Negli anni 50 e 60 Torino era ancora una città piccola, industriale sì, ma circondata da una economia agricola che soffiava odori di fieno e di animali fino in periferia. L’intera Pianura Padana era perlopiù dedita alle coltivazioni e l’urbanesimo era molto più contenuto. Se il cielo era sereno, la nebbia si impadroniva di tutta la pianura, rogna per chi si trovava per strada, ma si era abituati a guidare in quel muro bianco, noi del nord, patria di quella nebbia derisa da Totò.

Dalla fine degli anni 60, la massiccia immigrazione ha preteso i nuovi quartieri della periferie. Quantità di palazzi popolari, in pochi anni hanno disegnato un nuovo volto del territorio urbano e suburbano. La terra padana ha barattato i boschi e il suolo agreste, sostituiti dall’umanizzazione, modificando il microclima, la percentuale di umidità e quindi, anche la nebbia. Da quegli anni è passato il tempo che doveva passare, la nebbia che penetrava a Torino quanto a Milano e oltre, è scomparsa, insieme all’umidità, alle piogge di primavera e tanti fenomeni atmosferici che sono stati soppiantati da nuove e più aspre calamità figlie del riscaldamento globale, che a sua volta non è nato da sé.
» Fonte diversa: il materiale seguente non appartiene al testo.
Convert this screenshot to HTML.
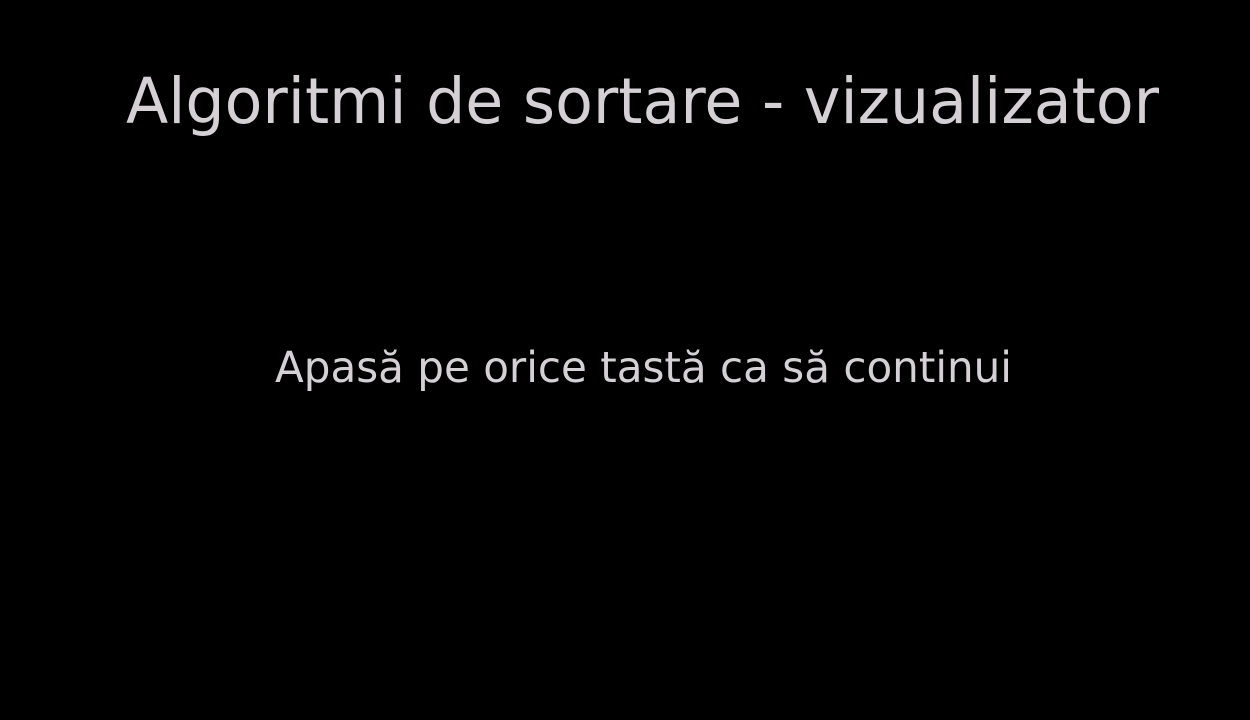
<!DOCTYPE html>
<html><head><meta charset="utf-8"><style>
html,body{margin:0;padding:0;background:#000;width:1250px;height:720px;overflow:hidden}
svg{display:block}
text{font-family:"DejaVu Sans","Liberation Sans",sans-serif;fill:#d4d0d4}
</style></head><body>
<svg width="1250" height="720" viewBox="0 0 1250 720">
<text x="642.5" y="123" font-size="63" text-anchor="middle" textLength="1033" lengthAdjust="spacingAndGlyphs">Algoritmi de sortare - vizualizator</text>
<text x="643.5" y="382" font-size="43" text-anchor="middle" textLength="737" lengthAdjust="spacingAndGlyphs">Apasă pe orice tastă ca să continui</text>
</svg>
</body></html>
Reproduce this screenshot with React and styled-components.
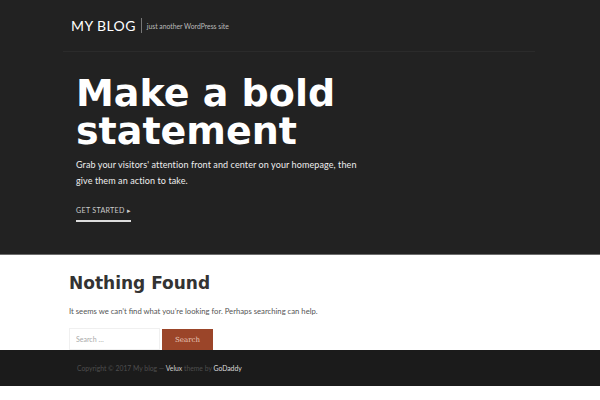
import React from "react";
import styled, { createGlobalStyle } from "styled-components";

const GlobalStyle = createGlobalStyle`
  body {
    margin: 0;
    background: #ffffff;
    font-family: Lato, sans-serif;
  }
`

const Masthead = styled.div`
  background-color: #222222;
  border-bottom: 1px solid #6c6c6c;
`
const HeaderBar = styled.header`
  margin: 0 65px 0 63px;
  height: 51px;
  border-bottom: 1px solid #2b2b2b;
  display: flex;
  align-items: center;
  padding-left: 8px;
`
const SiteTitle = styled.h1`
  margin: 0;
  font-family: Lato, sans-serif;
  font-weight: 400;
  font-size: 14px;
  letter-spacing: 0.4px;
  color: #ffffff;
  padding-right: 5px;
  border-right: 1px solid #777;
  line-height: 15px;
`
const Tagline = styled.span`
  font-size: 6.8px;
  color: #bbbbbb;
  padding-left: 5px;
`
const Hero = styled.section`
  padding: 22px 0 32px 76px;
`
const HeroTitle = styled.h2`
  margin: 0;
  font-family: "DejaVu Sans", sans-serif;
  font-weight: 700;
  font-size: 38px;
  line-height: 38px;
  color: #ffffff;
`
const HeroText = styled.p`
  margin: 7px 0 0;
  width: 288px;
  font-size: 9px;
  line-height: 16px;
  color: #eeeeee;
  letter-spacing: 0.1px;
`
const CtaLink = styled.a`
  display: inline-block;
  margin-top: 17px;
  font-size: 7.1px;
  color: #cccccc;
  text-decoration: none;
  padding-bottom: 5px;
  border-bottom: 2px solid #dddddd;
  letter-spacing: 0.3px;
`
const Main = styled.main`
  padding: 16px 0 0 69px;
  height: 79px;
`
const PageTitle = styled.h2`
  margin: 0;
  font-family: "DejaVu Sans", sans-serif;
  font-weight: 700;
  font-size: 17px;
  line-height: 24px;
  color: #333333;
`
const Message = styled.p`
  margin: 11px 0 0;
  font-size: 7.7px;
  color: #555555;
`
const SearchForm = styled.form`
  display: flex;
  gap: 2px;
  margin-top: 12px;
`
const SearchInput = styled.input`
  box-sizing: border-box;
  width: 91px;
  height: 22px;
  border: 1px solid #f0f0f0;
  padding: 0 6px;
  font-family: Lato, sans-serif;
  font-size: 7px;
  outline: none;
  &::placeholder {
    color: #aaaaaa;
  }
`
const SearchButton = styled.button`
  width: 51px;
  height: 21px;
  margin-top: 1px;
  border: none;
  background: #9b4529;
  color: #e9c9bb;
  font-family: "DejaVu Serif", serif;
  font-size: 7px;
`
const Footer = styled.footer`
  background: #1b1b1b;
  height: 36px;
  display: flex;
  align-items: center;
  padding-left: 77px;
  font-size: 6.8px;
  color: #4e4e4e;
`
const FooterLink = styled.a`
  color: ${props => props.bright ? "#dddddd" : "#cfcfcf"};
  text-decoration: none;
`

const App = () => {
  return (
    <>
      <GlobalStyle />
      <Masthead>
        <HeaderBar>
          <SiteTitle>MY BLOG</SiteTitle>
          <Tagline>just another WordPress site</Tagline>
        </HeaderBar>
        <Hero>
          <HeroTitle>Make a bold<br />statement</HeroTitle>
          <HeroText>Grab your visitors' attention front and center on your homepage, then give them an action to take.</HeroText>
          <CtaLink href="#">GET STARTED ▸</CtaLink>
        </Hero>
      </Masthead>
      <Main>
        <PageTitle>Nothing Found</PageTitle>
        <Message>It seems we can’t find what you’re looking for. Perhaps searching can help.</Message>
        <SearchForm onSubmit={e => e.preventDefault()}>
          <SearchInput placeholder="Search …" />
          <SearchButton>Search</SearchButton>
        </SearchForm>
      </Main>
      <Footer>
        <span>
          Copyright © 2017 My blog — <FooterLink href="#">Velux</FooterLink> theme by <FooterLink href="#" bright>GoDaddy</FooterLink>
        </span>
      </Footer>
    </>
  )
}

export default App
Se la siccità incombe è perché l’uomo ha fatto più danni in cinquant’anni che il resto della natura dall’inizio dei tempi, però, quando a Torino si affaccia ogni nuovo e più tiepido inverno, la nebbia scomparsa lascia il posto alla cappa dell’inquinamento e l’aria intrisa di polveri sottili, vista dall’alto della collina, modifica la visibilità e mimetizza i profili dei palazzi tentando di tener fede alla tradizione cittadina. Ma ormai la "bolla africana" incombe e anche la NASA prevede un 2023 molto caldo sull'Europa continentale. Per quanto riguarda la nebbia chissà, se il tempo è ancora imprevedibile, speriamo di essere smentitI in toto dal novembre che verrà!